Things we have learned

  • Churros for breakfast: brilliant!
  • Good wine is remarkably inexpensive.
  • To order a draft beer in Spain, ask for “una caña”. A glass of wine is “una copa”.
  • In most European grocery stores, you are responsible for weighing and printing labels for your fruits/vegetables before you try to check out. Fruit/veggies with existing barcodes allow you to circumvent this system.
  • Bidets are nice.
  • The Castilian Spanish word for ‘five’ is pronounced ‘think-o’. If you say ‘sink-o’, you may be laughed at.
  • Don’t try to eat the oranges from the public orange trees found throughout Sevilla. I hear they are quite bitter.
  • So far, nobody seems to own a dryer – all laundry is line dried outdoors.
  • In Catalonia (e.g. Barcelona), the default language is Catalan. Spanish will work, but reading signs, menus, etc. can be confusing.
  • Almost all stores in Barcelona are closed on Sundays. An exception is OpenCor – which is like a micro Fred Meyer.
  • In France, some busses will allow you to bring your dog onboard, though if your dog is large, you may need to buy a ticket for him.
  • Steak tartare always seems to be on the menu in France.
  • In Italy, you will be given a receipt for everything. Even if you don’t want one. Even if you have an online one. You will leave every transaction with a receipt.
  • The Italian word “porcospino” means hedgehog, not porcupine.
  • You can unironically eat bologna in Bologna – they call it mortadella.
  • If you’re travelling Europe without an umbrella (like us), Bologna is a great city for getting caught in the rain. Its extensive porticos almost guarantee you can get from point A to point B without getting wet.
  • In Vienna, your dog can ride the U-Bahn (subway), but you have to buy him a half-fare ticket.
  • With ambitious vacations, similar to large software projects, you have to be prepared to cut specific items to ensure the quality of the overall vacation. As of late April, we had cut Greece and Turkey and in May we dropped Scandinavia from the plans, which has allowed us a more interesting, leisurely trip through the core of Europe.
  • If you have the choice between buying the Slovenian coffee or the Italian coffee, stick with the Italian coffee.
  • The most useful phrase to learn when entering a new country is a slightly poor pronunciation of the standard greeting. People will take pity on you and switch to English.
  • Croatian bread makes awesome toast.
  • In the US/Canada, I was always puzzled by cookbooks’ seemingly unnecessary instruction to carefully clean mushrooms with a brush or damp paper towel, but in Europe it is essential unless you happen to like a ton of grit in your food.
  • In Croatia, red wine is referred to as “crno vino”, which translates literally as “black wine”.
  • Eggs come in packs of 10, not 12.
  • Seemingly every city/town in Croatia has a street named after Nikola Tesla.
  • Hungarian is an interesting language – it has 44 letters and its closest relative is Finnish.
  • In the Czech language, you can convert pretty much any non-Czech noun to Czech by appending a ‘y’ to it (our favorites being “baguetty” and “teambuildingy”).
  • Swiss German speakers will look at you just a little strangely when you use regular German with them.
  • In the UK, a “bap” refers to a round, white sandwich bun.
  • The British possess the technology to build a tap that mixes hot and cold water, but they typically choose not to.

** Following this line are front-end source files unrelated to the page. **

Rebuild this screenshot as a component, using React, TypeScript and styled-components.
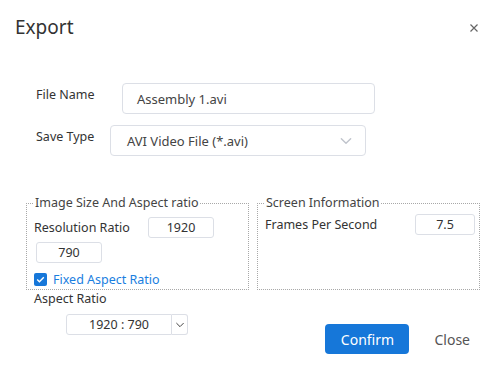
import styled, { createGlobalStyle } from 'styled-components'

const GlobalStyle = createGlobalStyle`
	body {
		margin: 0;
		background: #fff;
		font-family: 'Noto Sans', 'Open Sans', sans-serif;
		color: #333;
	}
`

function ChevronDown({ size = 12, color = '#bbb' }: { size?: number; color?: string }) {
	return (
		<svg width={size} height={size} viewBox="0 0 12 12" fill="none">
			<path d="M2 4l4 4 4-4" stroke={color} strokeWidth="1.2" strokeLinecap="round" strokeLinejoin="round" />
		</svg>
	)
}

function App() {
	return (
		<>
			<GlobalStyle />
			<Dialog>
				<Header>
					<Title>Export</Title>
					<CloseIcon>
						<svg width="10" height="10" viewBox="0 0 10 10">
							<path d="M1.5 1.5l7 7M8.5 1.5l-7 7" stroke="#666" strokeWidth="1.2" />
						</svg>
					</CloseIcon>
				</Header>

				<Form>
					<FormRow>
						<Label $width={86}>File Name</Label>
						<TextInput $width={253}>Assembly 1.avi</TextInput>
					</FormRow>
					<FormRow>
						<Label $width={74}>Save Type</Label>
						<SelectBox $width={256}>
							<span>AVI Video File (*.avi)</span>
							<ChevronDown size={14} color="#c0c4cc" />
						</SelectBox>
					</FormRow>
				</Form>

				<Groups>
					<Group>
						<Legend>Image Size And Aspect ratio</Legend>
						<GroupRow $top={7}>
							<SmallLabel $width={114}>Resolution Ratio</SmallLabel>
							<NumberBox $width={66}>1920</NumberBox>
						</GroupRow>
						<GroupRow $top={4}>
							<Indent />
							<NumberBox $width={66}>790</NumberBox>
						</GroupRow>
						<CheckRow>
							<CheckBox>
								<svg width="9" height="9" viewBox="0 0 9 9">
									<path d="M1.2 4.6l2.2 2.2 4.4-4.6" stroke="#fff" strokeWidth="1.4" fill="none" />
								</svg>
							</CheckBox>
							<CheckLabel>Fixed Aspect Ratio</CheckLabel>
						</CheckRow>
						<AspectLabel>Aspect Ratio</AspectLabel>
						<AspectSelect>
							<AspectValue>1920 : 790</AspectValue>
							<AspectArrow>
								<ChevronDown size={10} color="#444" />
							</AspectArrow>
						</AspectSelect>
					</Group>
					<Group>
						<Legend>Screen Information</Legend>
						<GroupRow $top={4} $spread>
							<SmallLabel>Frames Per Second</SmallLabel>
							<NumberBox $width={60}>7.5</NumberBox>
						</GroupRow>
					</Group>
				</Groups>

				<Footer>
					<PrimaryButton>Confirm</PrimaryButton>
					<TextButton>Close</TextButton>
				</Footer>
			</Dialog>
		</>
	)
}

const Dialog = styled.div`
	width: 495px;
	height: 365px;
	box-sizing: border-box;
	background: #fff;
	overflow: hidden;
`

const Header = styled.div`
	display: flex;
	align-items: center;
	justify-content: space-between;
	height: 54px;
	padding: 0 16px 0 15px;
`

const Title = styled.div`
	font-size: 19px;
	color: #333;
`

const CloseIcon = styled.div`
	display: flex;
	width: 10px;
	height: 10px;
	margin-top: 2px;
`

const Form = styled.div`
	display: flex;
	flex-direction: column;
	gap: 11px;
	padding: 29px 0 0 36px;
`

const FormRow = styled.div`
	display: flex;
	align-items: center;
`

const Label = styled.div<{ $width: number }>`
	width: ${(p) => p.$width}px;
	flex-shrink: 0;
	font-size: 12.5px;
	color: #333;
	margin-top: -8px;
`

const TextInput = styled.div<{ $width: number }>`
	width: ${(p) => p.$width}px;
	height: 31px;
	box-sizing: border-box;
	border: 1px solid #dcdfe6;
	border-radius: 4px;
	padding-left: 14px;
	display: flex;
	align-items: center;
	font-size: 13px;
	color: #444;
`

const SelectBox = styled(TextInput)`
	justify-content: space-between;
	padding: 0 12px 0 16px;
`

const Groups = styled.div`
	display: flex;
	gap: 8px;
	padding: 40px 0 0 26px;
`

const Group = styled.fieldset`
	margin: 0;
	width: 223px;
	height: 94px;
	box-sizing: border-box;
	padding: 0 4px 0 7px;
	border: 1px dotted #a8a8a8;
	min-width: 0;
`

const Legend = styled.legend`
	padding: 0 1px;
	font-size: 12.5px;
	color: #444;
	line-height: 14px;
`

const GroupRow = styled.div<{ $spread?: boolean; $top: number }>`
	display: flex;
	align-items: center;
	justify-content: ${(p) => (p.$spread ? 'space-between' : 'flex-start')};
	margin-top: ${(p) => p.$top}px;
`

const SmallLabel = styled.div<{ $width?: number }>`
	width: ${(p) => (p.$width ? `${p.$width}px` : 'auto')};
	flex-shrink: 0;
	font-size: 12.5px;
	color: #333;
`

const Indent = styled.div`
	width: 2px;
`

const NumberBox = styled.div<{ $width: number }>`
	width: ${(p) => p.$width}px;
	height: 21px;
	box-sizing: border-box;
	border: 1px solid #dcdfe6;
	border-radius: 3px;
	display: flex;
	align-items: center;
	justify-content: center;
	font-size: 12.5px;
	color: #333;
`

const CheckRow = styled.div`
	display: flex;
	align-items: center;
	gap: 6px;
	margin-top: 8px;
`

const CheckBox = styled.div`
	width: 13px;
	height: 13px;
	border-radius: 2px;
	background: #1677d9;
	display: flex;
	align-items: center;
	justify-content: center;
`

const CheckLabel = styled.div`
	font-size: 12.5px;
	color: #1a7ee0;
`

const AspectLabel = styled.div`
	font-size: 12.5px;
	color: #333;
	margin-top: 4px;
	line-height: 14px;
`

const AspectSelect = styled.div`
	display: flex;
	margin: 8px 0 0 32px;
	height: 21px;
`

const AspectValue = styled.div`
	width: 106px;
	box-sizing: border-box;
	border: 1px solid #dcdfe6;
	border-radius: 3px 0 0 3px;
	display: flex;
	align-items: center;
	justify-content: center;
	font-size: 12.5px;
	color: #333;
`

const AspectArrow = styled.div`
	width: 16px;
	box-sizing: border-box;
	border: 1px solid #dcdfe6;
	border-left: none;
	border-radius: 0 3px 3px 0;
	display: flex;
	align-items: center;
	justify-content: center;
`

const Footer = styled.div`
	display: flex;
	justify-content: flex-end;
	align-items: center;
	gap: 25px;
	padding: 34px 25px 0 0;
`

const PrimaryButton = styled.button`
	width: 84px;
	height: 30px;
	border: none;
	border-radius: 4px;
	background: #1677d9;
	color: #fff;
	font-family: inherit;
	font-size: 14px;
`

const TextButton = styled.button`
	border: none;
	background: none;
	padding: 0;
	color: #555;
	font-family: inherit;
	font-size: 14px;
`

export default App
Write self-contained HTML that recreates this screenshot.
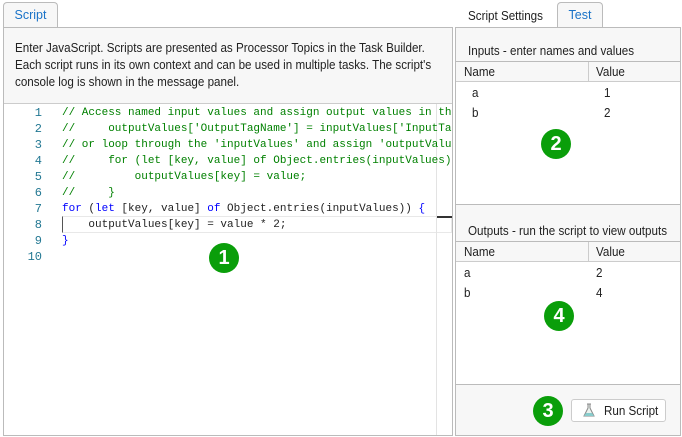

Things We Have Seen in Almost Every European City

  • Dogs, mostly terrier mixes with furnishings
  • Nuns
  • Tourists, often with funny ways of getting around (Segways, tour busses, little trams that look like trains, etc.)
  • Unfortunately, at least one of: McDonalds, Starbucks, KFC – often located at the main tourist sites
  • Irish Pubs
  • Economic protest signs/graffiti.
  • Un-neutered dogs
  • People attempting to take photos/video with their iPads

Things We Have Eaten for the First Time

  • Pastel de Nata – a custard-filled pastry (Lisbon, Portugal)
  • Socca – a chickpea crepe (Nice, France)
  • Tourte de Blettes – a sweet swiss chard pastry (Nice, France)
  • Kremna Rezina – a custard and cream-filled pastry (Bled, Slovenia)
  • Ćevapčići (a.k.a. “Serbian meat stick”) – a spicy grilled ground meat kebab (Bled, Slovenia)
  • Soft-boiled eggs – not strictly a new food, but we are developing the skill of eating these out of egg cups.
  • Blitva s krumpirom – Literally ‘chard with potatoes’. A very common side dish found in Dalmatia. Also, you often see chard translated as ‘silver beets’ (Croatia)
  • Lángos – rounds of fried bread dough with various toppings (Budapest, Hungary)
  • Klöße – large, round potato dumplings (Germany)
  • Tête de Moine – A Swiss cheese that is served by carefully shaving it until it is in a rosette form. In the ’80s, they even developed a special machine for shaving it!
  • Flauder – A tasty Swiss soda made with elderberry and lemon balm.
  • Maultasche – A Swabian noodle filled with spinach and meat.
  • Black Pudding – basically, a tasty British sausage made from BLOOD.
  • Elderflower cordial – a sugary elderflower solution that’s often mixed with sparkling water.